My kids love to play video games. Their favorite obsession right now is a free internet game site called Roblox.  This is an international sight where kids build their own video games for others kids to play. It's all live action. It takes some parental policing. For example, our rule is "No Zombie Games". There are sort of violent slasher video games that I won't want my young kids playing. But there are plenty of fun games that are totally G rated.

I use my son's obsession with Roblox to help his reading and writing skills. We do spellings lists based on words he wants to learn. For example, one list was "Sword", "Ax" and "Fire." Then I help him write sentences that he can use on Roblox. The difference between teaching my son fun "boy words" and teaching him words from a spelling word book are huge!  He is a kid who actually loves to do homework now.

Now, sometime in the Fall, I'm going to buy a third grade spelling book for him--so that we can better master basic spelling rules. (My technique is a little too random I think to really master spelling). But my idea is that teaching from a set word list is a supplement to their regular spelling work. Not the main lesson.

My kids are opinionated. They know what they want to say. I help give them correct spelling so that they can write down their ideas for someone else to read. This has really opened up reading and writing and spelling to us. I struggled for years to help them learn how to "decode." They really had no interest in it. Now that I'm starting with "encoding" they eat it up. The plus that once they know how to spell a word, they can read it AND write it at the same time.

Now that we have a passion, Roblox, I'm building a curriculum around that.

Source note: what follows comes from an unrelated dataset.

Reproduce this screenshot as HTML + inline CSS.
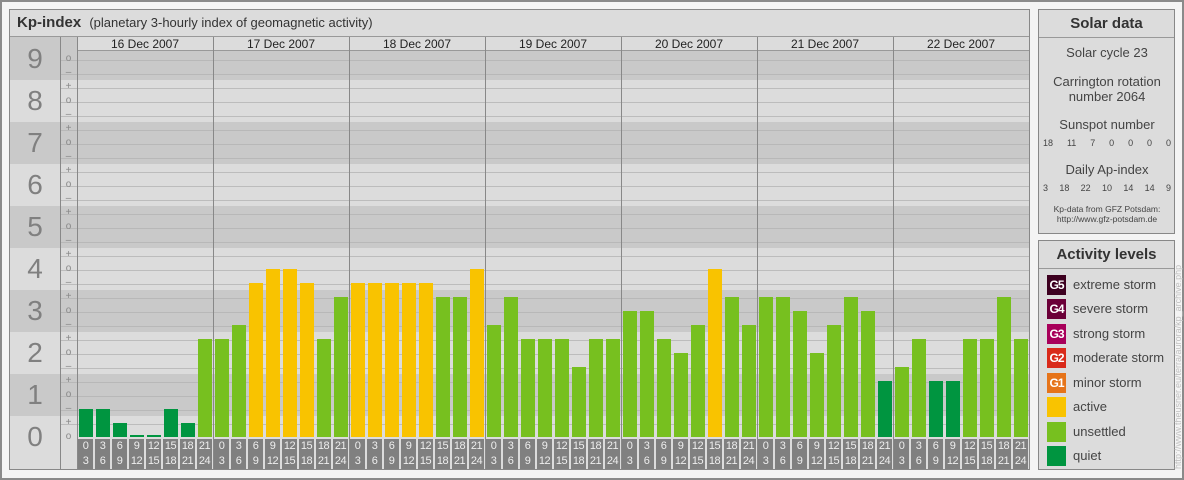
<!DOCTYPE html><html><head><meta charset="utf-8"><style>
*{margin:0;padding:0;box-sizing:border-box}
body{width:1184px;height:480px;background:#f4f4f4;position:relative;overflow:hidden;font-family:"Liberation Sans",sans-serif;color:#222}
.frame{position:absolute;left:0;top:0;width:1184px;height:480px;border:2px solid #8a8a8a}
.panel{position:absolute;background:#dcdcdc;border:1px solid #888}
.abs{position:absolute}
.band{position:absolute;left:10px;width:1019px;background:#c9c9c9}
.num{position:absolute;left:10px;width:50px;text-align:center;font-size:28px;color:#808080;line-height:30px}
.tk{position:absolute;left:60px;width:17px;text-align:center;font-size:10px;color:#888;line-height:10px}
.day{position:absolute;top:51px;width:136px;height:386px}
.day div{position:absolute;bottom:0;width:14px}
.q{background:#009540}.u{background:#77c01f}.a{background:#f9c300}
.lab{position:absolute;top:439px;width:136px;height:30px}
.lab div{position:absolute;top:0;width:15px;height:30px;background:#808080;color:#eee;font-size:11px;line-height:15px;text-align:center;letter-spacing:-0.5px}
.dt{position:absolute;top:37px;width:136px;text-align:center;font-size:12px;line-height:15px;color:#222}
.vl{position:absolute;top:37px;width:1px;height:432px;background:#888}
.st{text-align:center;font-size:13px;color:#444;position:absolute;left:0;width:136px}
.row{position:absolute;left:4px;width:128px;display:flex;justify-content:space-between;font-size:9px;color:#444}
.lv{position:absolute;left:8px;height:20px;font-size:13px;color:#444;line-height:20px}
.lv span{display:inline-block;width:19px;height:20px;vertical-align:top;margin-right:7px;color:#fff;font-size:12px;text-align:center;font-weight:bold;letter-spacing:-1px}
</style></head><body>
<div class="frame"></div>
<div class="panel" style="left:9px;top:9px;width:1021px;height:461px"></div>
<div class="abs" style="left:10px;top:10px;width:1019px;height:27px;border-bottom:1px solid #999;background:#dcdcdc"></div>
<div class="abs" style="left:17px;top:14px;font-size:15px;font-weight:bold;color:#333">Kp-index <span style="font-weight:normal;font-size:13px;margin-left:4px">(planetary 3-hourly index of geomagnetic activity)</span></div>
<!-- bands -->
<div class="band" style="top:37px;height:43px"></div>
<div class="band" style="top:122px;height:42px"></div>
<div class="band" style="top:206px;height:42px"></div>
<div class="band" style="top:290px;height:42px"></div>
<div class="band" style="top:374px;height:42px"></div>
<div class="abs" style="left:77px;top:37px;width:952px;height:14px;background:#dcdcdc;border-bottom:1px solid #999"></div>
<div class="abs" style="left:77px;top:51px;width:952px;height:387px;background:repeating-linear-gradient(to top,transparent 0,transparent 13px,#b4b4b4 13px,#b4b4b4 14px);opacity:.8"></div>
<div class="abs" style="left:60px;top:51px;width:17px;height:387px;background:repeating-linear-gradient(to top,transparent 0,transparent 13px,#b4b4b4 13px,#b4b4b4 14px);opacity:.8"></div>
<div class="vl" style="left:60px"></div><div class="vl" style="left:77px"></div>
<div class="vl" style="left:213px"></div><div class="vl" style="left:349px"></div><div class="vl" style="left:485px"></div><div class="vl" style="left:621px"></div><div class="vl" style="left:757px"></div><div class="vl" style="left:893px"></div>
<div class="num" style="top:44px">9</div><div class="num" style="top:86px">8</div><div class="num" style="top:128px">7</div><div class="num" style="top:170px">6</div><div class="num" style="top:212px">5</div><div class="num" style="top:254px">4</div><div class="num" style="top:296px">3</div><div class="num" style="top:338px">2</div><div class="num" style="top:380px">1</div><div class="num" style="top:422px">0</div>
<div class="tk" style="top:54px">o</div><div class="tk" style="top:68px">–</div>
<div class="tk" style="top:82px">+</div><div class="tk" style="top:96px">o</div><div class="tk" style="top:110px">–</div>
<div class="tk" style="top:124px">+</div><div class="tk" style="top:138px">o</div><div class="tk" style="top:152px">–</div>
<div class="tk" style="top:166px">+</div><div class="tk" style="top:180px">o</div><div class="tk" style="top:194px">–</div>
<div class="tk" style="top:208px">+</div><div class="tk" style="top:222px">o</div><div class="tk" style="top:236px">–</div>
<div class="tk" style="top:250px">+</div><div class="tk" style="top:264px">o</div><div class="tk" style="top:278px">–</div>
<div class="tk" style="top:292px">+</div><div class="tk" style="top:306px">o</div><div class="tk" style="top:320px">–</div>
<div class="tk" style="top:334px">+</div><div class="tk" style="top:348px">o</div><div class="tk" style="top:362px">–</div>
<div class="tk" style="top:376px">+</div><div class="tk" style="top:390px">o</div><div class="tk" style="top:404px">–</div>
<div class="tk" style="top:418px">+</div><div class="tk" style="top:432px">o</div>
<div class="dt" style="left:77px">16 Dec 2007</div><div class="dt" style="left:213px">17 Dec 2007</div><div class="dt" style="left:349px">18 Dec 2007</div><div class="dt" style="left:485px">19 Dec 2007</div><div class="dt" style="left:621px">20 Dec 2007</div><div class="dt" style="left:757px">21 Dec 2007</div><div class="dt" style="left:893px">22 Dec 2007</div>
<div class="day" style="left:77px"><div class="q" style="left:2px;height:28px"></div><div class="q" style="left:19px;height:28px"></div><div class="q" style="left:36px;height:14px"></div><div class="q" style="left:53px;height:2px"></div><div class="q" style="left:70px;height:2px"></div><div class="q" style="left:87px;height:28px"></div><div class="q" style="left:104px;height:14px"></div><div class="u" style="left:121px;height:98px"></div></div>
<div class="day" style="left:213px"><div class="u" style="left:2px;height:98px"></div><div class="u" style="left:19px;height:112px"></div><div class="a" style="left:36px;height:154px"></div><div class="a" style="left:53px;height:168px"></div><div class="a" style="left:70px;height:168px"></div><div class="a" style="left:87px;height:154px"></div><div class="u" style="left:104px;height:98px"></div><div class="u" style="left:121px;height:140px"></div></div>
<div class="day" style="left:349px"><div class="a" style="left:2px;height:154px"></div><div class="a" style="left:19px;height:154px"></div><div class="a" style="left:36px;height:154px"></div><div class="a" style="left:53px;height:154px"></div><div class="a" style="left:70px;height:154px"></div><div class="u" style="left:87px;height:140px"></div><div class="u" style="left:104px;height:140px"></div><div class="a" style="left:121px;height:168px"></div></div>
<div class="day" style="left:485px"><div class="u" style="left:2px;height:112px"></div><div class="u" style="left:19px;height:140px"></div><div class="u" style="left:36px;height:98px"></div><div class="u" style="left:53px;height:98px"></div><div class="u" style="left:70px;height:98px"></div><div class="u" style="left:87px;height:70px"></div><div class="u" style="left:104px;height:98px"></div><div class="u" style="left:121px;height:98px"></div></div>
<div class="day" style="left:621px"><div class="u" style="left:2px;height:126px"></div><div class="u" style="left:19px;height:126px"></div><div class="u" style="left:36px;height:98px"></div><div class="u" style="left:53px;height:84px"></div><div class="u" style="left:70px;height:112px"></div><div class="a" style="left:87px;height:168px"></div><div class="u" style="left:104px;height:140px"></div><div class="u" style="left:121px;height:112px"></div></div>
<div class="day" style="left:757px"><div class="u" style="left:2px;height:140px"></div><div class="u" style="left:19px;height:140px"></div><div class="u" style="left:36px;height:126px"></div><div class="u" style="left:53px;height:84px"></div><div class="u" style="left:70px;height:112px"></div><div class="u" style="left:87px;height:140px"></div><div class="u" style="left:104px;height:126px"></div><div class="q" style="left:121px;height:56px"></div></div>
<div class="day" style="left:893px"><div class="u" style="left:2px;height:70px"></div><div class="u" style="left:19px;height:98px"></div><div class="q" style="left:36px;height:56px"></div><div class="q" style="left:53px;height:56px"></div><div class="u" style="left:70px;height:98px"></div><div class="u" style="left:87px;height:98px"></div><div class="u" style="left:104px;height:140px"></div><div class="u" style="left:121px;height:98px"></div></div>
<div class="lab" style="left:77px"><div style="left:1px">0<br>3</div><div style="left:18px">3<br>6</div><div style="left:35px">6<br>9</div><div style="left:52px">9<br>12</div><div style="left:69px">12<br>15</div><div style="left:86px">15<br>18</div><div style="left:103px">18<br>21</div><div style="left:120px">21<br>24</div></div>
<div class="lab" style="left:213px"><div style="left:1px">0<br>3</div><div style="left:18px">3<br>6</div><div style="left:35px">6<br>9</div><div style="left:52px">9<br>12</div><div style="left:69px">12<br>15</div><div style="left:86px">15<br>18</div><div style="left:103px">18<br>21</div><div style="left:120px">21<br>24</div></div>
<div class="lab" style="left:349px"><div style="left:1px">0<br>3</div><div style="left:18px">3<br>6</div><div style="left:35px">6<br>9</div><div style="left:52px">9<br>12</div><div style="left:69px">12<br>15</div><div style="left:86px">15<br>18</div><div style="left:103px">18<br>21</div><div style="left:120px">21<br>24</div></div>
<div class="lab" style="left:485px"><div style="left:1px">0<br>3</div><div style="left:18px">3<br>6</div><div style="left:35px">6<br>9</div><div style="left:52px">9<br>12</div><div style="left:69px">12<br>15</div><div style="left:86px">15<br>18</div><div style="left:103px">18<br>21</div><div style="left:120px">21<br>24</div></div>
<div class="lab" style="left:621px"><div style="left:1px">0<br>3</div><div style="left:18px">3<br>6</div><div style="left:35px">6<br>9</div><div style="left:52px">9<br>12</div><div style="left:69px">12<br>15</div><div style="left:86px">15<br>18</div><div style="left:103px">18<br>21</div><div style="left:120px">21<br>24</div></div>
<div class="lab" style="left:757px"><div style="left:1px">0<br>3</div><div style="left:18px">3<br>6</div><div style="left:35px">6<br>9</div><div style="left:52px">9<br>12</div><div style="left:69px">12<br>15</div><div style="left:86px">15<br>18</div><div style="left:103px">18<br>21</div><div style="left:120px">21<br>24</div></div>
<div class="lab" style="left:893px"><div style="left:1px">0<br>3</div><div style="left:18px">3<br>6</div><div style="left:35px">6<br>9</div><div style="left:52px">9<br>12</div><div style="left:69px">12<br>15</div><div style="left:86px">15<br>18</div><div style="left:103px">18<br>21</div><div style="left:120px">21<br>24</div></div>

<div class="panel" style="left:1038px;top:9px;width:137px;height:225px">
<div class="abs" style="left:0;top:0;width:135px;height:28px;border-bottom:1px solid #999;text-align:center;font-size:15px;font-weight:bold;color:#333;line-height:28px">Solar data</div>
<div class="st" style="top:35px">Solar cycle 23</div>
<div class="st" style="top:64px;line-height:15px">Carrington rotation<br>number 2064</div>
<div class="st" style="top:107px">Sunspot number</div>
<div class="row" style="top:128px"><span>18</span><span>11</span><span>7</span><span>0</span><span>0</span><span>0</span><span>0</span></div>
<div class="st" style="top:152px">Daily Ap-index</div>
<div class="row" style="top:173px"><span>3</span><span>18</span><span>22</span><span>10</span><span>14</span><span>14</span><span>9</span></div>
<div class="st" style="top:194px;font-size:8.5px;line-height:10px">Kp-data from GFZ Potsdam:<br>http://www.gfz-potsdam.de</div>
</div>
<div class="panel" style="left:1038px;top:240px;width:137px;height:230px">
<div class="abs" style="left:0;top:0;width:135px;height:28px;border-bottom:1px solid #999;text-align:center;font-size:15px;font-weight:bold;color:#333;line-height:28px">Activity levels</div>
<div class="lv" style="top:34px"><span style="background:#3d0020">G5</span>extreme storm</div>
<div class="lv" style="top:58px"><span style="background:#6b0038">G4</span>severe storm</div>
<div class="lv" style="top:83px"><span style="background:#a8005a">G3</span>strong storm</div>
<div class="lv" style="top:107px"><span style="background:#d92a1a">G2</span>moderate storm</div>
<div class="lv" style="top:132px"><span style="background:#e6741a">G1</span>minor storm</div>
<div class="lv" style="top:156px"><span style="background:#f9c300"></span>active</div>
<div class="lv" style="top:181px"><span style="background:#77c01f"></span>unsettled</div>
<div class="lv" style="top:205px"><span style="background:#009540"></span>quiet</div>
</div>
<div class="abs" style="left:1172px;top:469px;width:230px;transform:rotate(-90deg);transform-origin:0 0;font-size:9px;color:#c0c0c0;white-space:nowrap;line-height:12px">http://www.theusner.eu/terra/aurora/kp_archive.php</div>
</body></html>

My son and I are starting a technical writing book to write down tips for his friends who are new to the game. We're also researching what a "video game designer does". I'm hoping to get us into meet some game designers at our local college.

I feel like my job as his teacher is to take his interests seriously and expand them.  When I work with his interests, instead of against them (or worse, judging that playing video games isn't a good use of his time) we can get so much farther in the subjects the State require me to teach--Reading, Writing, Math, etc.

3. One Big Idea Each Day

The big change I made this summer, is to balance out all this freedom and autonomy with student lead learning to teaching "One Big Idea" each day. I see myself feeding my kids minds with something new, big, and nutritious. I teach it in the morning, so they can chew on it all day long.

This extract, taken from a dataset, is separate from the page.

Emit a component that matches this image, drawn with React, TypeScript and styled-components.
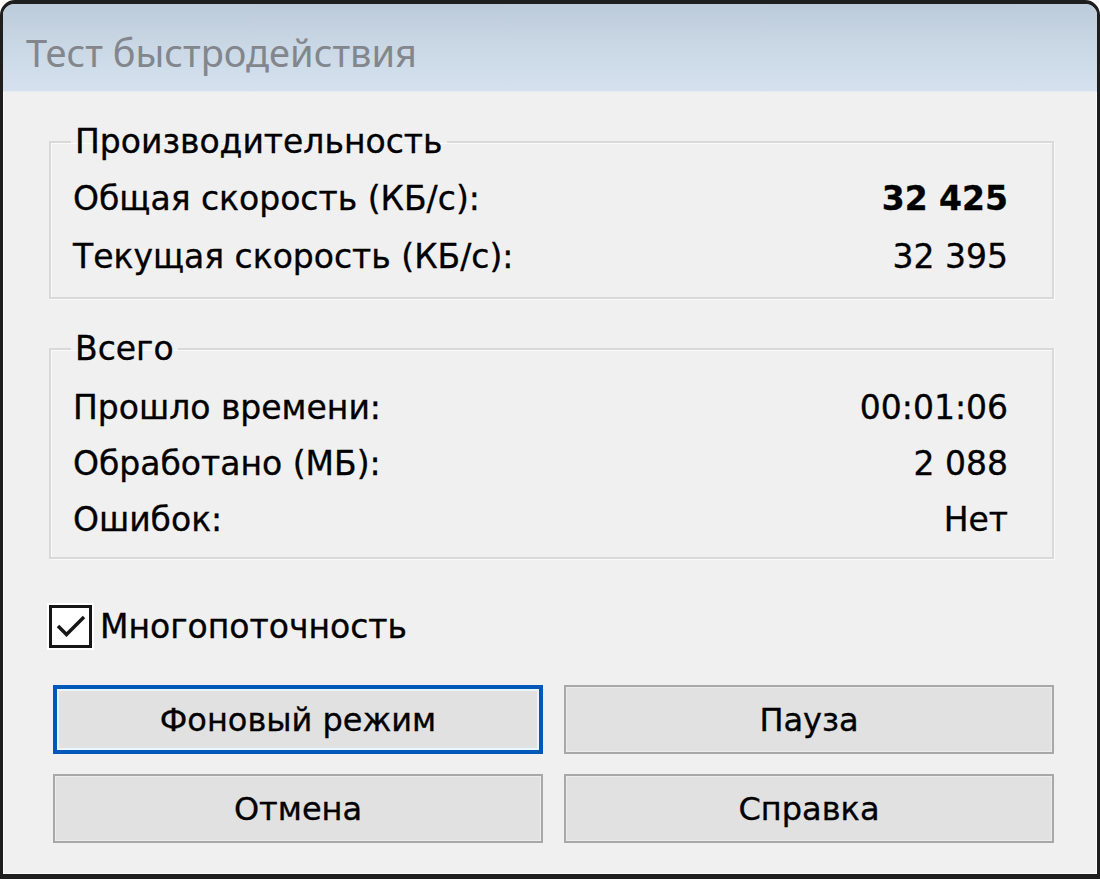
import React from 'react'
import styled, { createGlobalStyle } from 'styled-components'

const GlobalStyle = createGlobalStyle`
  html, body {
    margin: 0;
    padding: 0;
    background: #ffffff;
  }
  * {
    box-sizing: border-box;
  }
`

const Window = styled.div`
  width: 1100px;
  height: 879px;
  display: flex;
  flex-direction: column;
  border: 3px solid #1e1e1e;
  border-top-width: 4px;
  border-bottom-width: 5px;
  border-radius: 15px 15px 0 0;
  overflow: hidden;
  background: #f0f0f0;
  font-family: "DejaVu Sans", Tahoma, sans-serif;
  color: #000;
  -webkit-text-stroke: 0.35px #000;
`

const TitleBar = styled.div`
  height: 88px;
  flex: none;
  display: flex;
  align-items: center;
  padding: 8px 0 0 23px;
  background: linear-gradient(to bottom, #bccbd9 0%, #c9d7e5 45%, #d5e1ee 100%);
  border-bottom: 1px solid #e4ebf2;
`

const Title = styled.span`
  font-family: "Noto Sans", "Open Sans", sans-serif;
  font-size: 38px;
  color: #83878d;
  -webkit-text-stroke: 0;
`

const Body = styled.div`
  flex: 1;
  display: flex;
  flex-direction: column;
  padding: 30px 42px 0 45px;
  border-left: 1px solid #fbfbfb;
  border-right: 1px solid #fbfbfb;
  border-bottom: 1px solid #fbfbfb;
`

const Group = styled.fieldset<{ $top: number; $bottom: number }>`
  margin: 0;
  padding: ${p => p.$top}px 44px ${p => p.$bottom}px 22px;
  border: 2px solid #d9d9d9;
  box-shadow: inset 1px 1px 0 #fafafa, 1px 1px 0 #fafafa;
  display: flex;
  flex-direction: column;
  & + & {
    margin-top: 30px;
  }
`

const Legend = styled.legend`
  padding: 0 4px;
  margin-left: -2px;
  font-size: 33px;
  line-height: 40px;
`

const Row = styled.div<{ $h: number }>`
  height: ${p => p.$h}px;
  display: flex;
  align-items: center;
  justify-content: space-between;
  font-size: 33px;
`

const Value = styled.span<{ $bold?: boolean }>`
  font-weight: ${p => (p.$bold ? 700 : 400)};
`

const CheckRow = styled.label`
  margin-top: 45px;
  height: 44px;
  display: flex;
  align-items: center;
  gap: 8px;
  font-size: 33px;
`

const Box = styled.span`
  width: 43px;
  height: 43px;
  flex: none;
  border: 3px solid #161616;
  background: #ffffff;
  box-shadow: 0 0 0 2px #ffffff;
  display: flex;
  align-items: center;
  justify-content: center;
`

const Buttons = styled.div`
  margin: 37px 0 0 4px;
  display: grid;
  grid-template-columns: 1fr 1fr;
  column-gap: 21px;
  row-gap: 20px;
`

const Button = styled.button<{ $focused?: boolean }>`
  height: 69px;
  margin: 0;
  padding: 0;
  font-family: inherit;
  font-size: 32px;
  color: #000;
  -webkit-text-stroke: 0.35px #000;
  background: #e1e1e1;
  border: ${p => (p.$focused ? '4px solid #0058b8' : '2px solid #a8a8a8')};
  box-shadow: ${p =>
    p.$focused ? 'inset 0 0 0 2px #e8f6ff' : 'inset 0 0 0 1px #ececec'};
  cursor: default;
`

const Check = () => (
  <svg width="34" height="34" viewBox="0 0 34 34">
    <path d="M4 17 L12.5 25.5 L30 8" fill="none" stroke="#161616" strokeWidth="3.5" />
  </svg>
)

const perf = [
  { label: 'Общая скорость (КБ/с):', value: '32 425', bold: true },
  { label: 'Текущая скорость (КБ/с):', value: '32 395' },
]

const total = [
  { label: 'Прошло времени:', value: '00:01:06' },
  { label: 'Обработано (МБ):', value: '2 088' },
  { label: 'Ошибок:', value: 'Нет' },
]

const App = () => {
  return (
    <>
      <GlobalStyle />
      <Window>
        <TitleBar>
          <Title>Тест быстродействия</Title>
        </TitleBar>
        <Body>
          <Group $top={7} $bottom={12}>
            <Legend>Производительность</Legend>
            {perf.map(r => (
              <Row key={r.label} $h={58}>
                <span>{r.label}</span>
                <Value $bold={r.bold}>{r.value}</Value>
              </Row>
            ))}
          </Group>
          <Group $top={10} $bottom={10}>
            <Legend>Всего</Legend>
            {total.map(r => (
              <Row key={r.label} $h={56}>
                <span>{r.label}</span>
                <Value>{r.value}</Value>
              </Row>
            ))}
          </Group>
          <CheckRow>
            <Box>
              <Check />
            </Box>
            Многопоточность
          </CheckRow>
          <Buttons>
            <Button $focused>Фоновый режим</Button>
            <Button>Пауза</Button>
            <Button>Отмена</Button>
            <Button>Справка</Button>
          </Buttons>
        </Body>
      </Window>
    </>
  )
}

export default App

I usually go to the library and pick up cool new books for this purpose. Right now, we're reading "Into the Unknown: How Great Explorers Found Their Way by Land, Sea and Air" by Stewart Ross. This book is awesome! It goes from Leif Erickson to the Apollo 11 mission. There are all unfolding interesting maps and cross sections that my kids drool over. (The Illustrator, Stephen Biesty did an amazing job). I read a chapter a day. I quiz them orally on the next day. This stuff just sticks like cotton candy to my kid's brains. I can't believe my 6 year old can spell "the Silk Road" and now knows where Marco Polo traveled.


Our summer homeschooling schedule is light and refreshing and easy to do. My rule is that they have to finish their homework each weekday before turning on the computer. That's 20 minutes of reading homework, which earns points for our library's summer reading program). Fun spelling words. One big idea each day. They complain that they are the only kids who have to work in the summer. Yet, I like that keeping up a routine in the summer helps us transition easily into 1st, 3rd, and 5th grade in the Fall.

(This approach isn't doing Math yet because my kids are really good in the subject. In the Fall, I'll work more systematically on Math and English Grammer).